Flux Globalization Based Well-Balanced Path-Conservative Central-Upwind Schemes for Shallow Water Linearized Moment Equations
Yangyang Cao, Qian Huang, Julian Koellermeier, Alexander Kurganov, Yongle Liu
TL;DR
This work introduces second-order flux globalization based well-balanced path-conservative central-upwind schemes for the hyperbolic shallow water linearized moment equations (HSWLME), explicitly addressing nonconservative terms and friction. By reformulating the system in a quasi-conservative form with a global flux and reconstructing equilibrium variables, the method preserves a broad class of steady states, including moving-water equilibria.

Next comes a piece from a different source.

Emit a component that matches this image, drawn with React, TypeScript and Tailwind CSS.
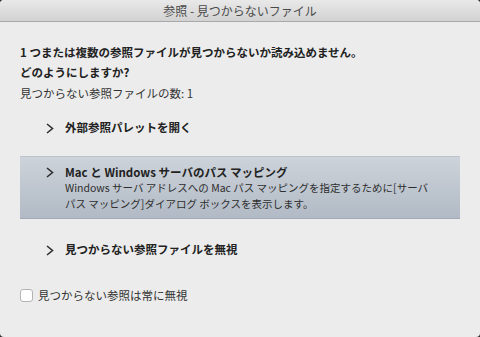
import React from "react";

const font = { fontFamily: '"Noto Sans CJK JP", "Noto Sans", sans-serif' };

function Chevron() {
  return (
    <svg width="8" height="11" viewBox="0 0 8 11" className="shrink-0">
      <polyline points="1,1 6.5,5.5 1,10" fill="none" stroke="#2e2e2e" strokeWidth="1.6" strokeLinejoin="miter" />
    </svg>
  );
}

export default function App() {
  return (
    <div className="w-[480px] h-[337px] bg-[#2a2a2a]" style={font}>
      <div className="w-full h-full bg-[#ececec] rounded-t-[4px] rounded-b-[4px] overflow-hidden flex flex-col">
        <div className="h-[22px] shrink-0 bg-gradient-to-b from-[#e9e9e9] to-[#d2d2d2] border-b border-[#a9a9a9] flex items-center justify-center text-[12px] text-[#4a4a4a] leading-none">
          参照 - 見つからないファイル
        </div>
        <div className="px-[20px] pt-[20px] flex flex-col">
          <div className="text-[11.5px] font-bold text-[#222] leading-[20px]">
            <div>1 つまたは複数の参照ファイルが見つからないか読み込めません。</div>
            <div>どのようにしますか?</div>
          </div>
          <div className="mt-[2px] text-[11.5px] text-[#333] leading-[18px]">見つからない参照ファイルの数: 1</div>
        </div>
        <div className="mt-[8px] flex flex-col">
          <div className="mx-[20px] h-[36px] pl-[26px] flex items-center gap-[11px]">
            <Chevron />
            <span className="text-[11.5px] font-bold text-[#222]">外部参照パレットを開く</span>
          </div>
          <div className="mx-[20px] mt-[10px] h-[63px] pl-[26px] pr-[12px] pt-[8px] flex items-start gap-[11px] bg-gradient-to-b from-[#cdd3da] to-[#b1bac5] border-t border-[#bcc3cb] border-b border-b-[#a2abb6]">
            <div className="pt-[2px]"><Chevron /></div>
            <div className="flex flex-col">
              <span className="text-[11.5px] font-bold text-[#222] leading-[15px]">Mac と Windows サーバのパス マッピング</span>
              <span className="text-[10.5px] text-[#2e2e2e] leading-[16px]">Windows サーバ アドレスへの Mac パス マッピングを指定するために[サーバ<br />パス マッピング]ダイアログ ボックスを表示します。</span>
            </div>
          </div>
          <div className="mx-[20px] mt-[13px] h-[36px] pl-[26px] flex items-center gap-[11px]">
            <Chevron />
            <span className="text-[11.5px] font-bold text-[#222]">見つからない参照ファイルを無視</span>
          </div>
        </div>
        <div className="mt-[19px] px-[20px] flex items-center gap-[5px]">
          <div className="w-[13px] h-[13px] rounded-[3px] bg-white border border-[#b4b4b4] shrink-0" />
          <span className="text-[11.5px] text-[#333]">見つからない参照は常に無視</span>
        </div>
      </div>
    </div>
  );
}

The approach combines WB equilibrium reconstruction, path-conservative integration for nonconservative terms, and a semi-discrete evolution to achieve robust, accurate solutions, demonstrated on convergence to steady states, small perturbations, and dam-break problems. The results suggest improved stability and fidelity over non-WB schemes, with potential impact on reliable simulations of shallow water flows that require higher-order vertical resolution.
Abstract
We develop second-order path-conservative central-upwind (PCCU) schemes for the hyperbolic shallow water linearized moment equations (HSWLME), which are an extension of standard depth-averaged models for free-surface flows. The proposed PCCU schemes are constructed via flux globalization strategies adapted to the nonconservative form via a path-conservative finite-volume method. The resulting scheme is well-balanced (WB) in the sense that it is capable of exactly preserving physically relevant steady states including moving-water ones. We validate the proposed scheme on several benchmarks, including smooth solutions, small perturbation of steady states, and dam-break scenarios. These results demonstrate that our flux globalization based WB PCCU schemes provide a reliable framework for computing solutions of shallow water moment models with nonlinear and nonconservative features.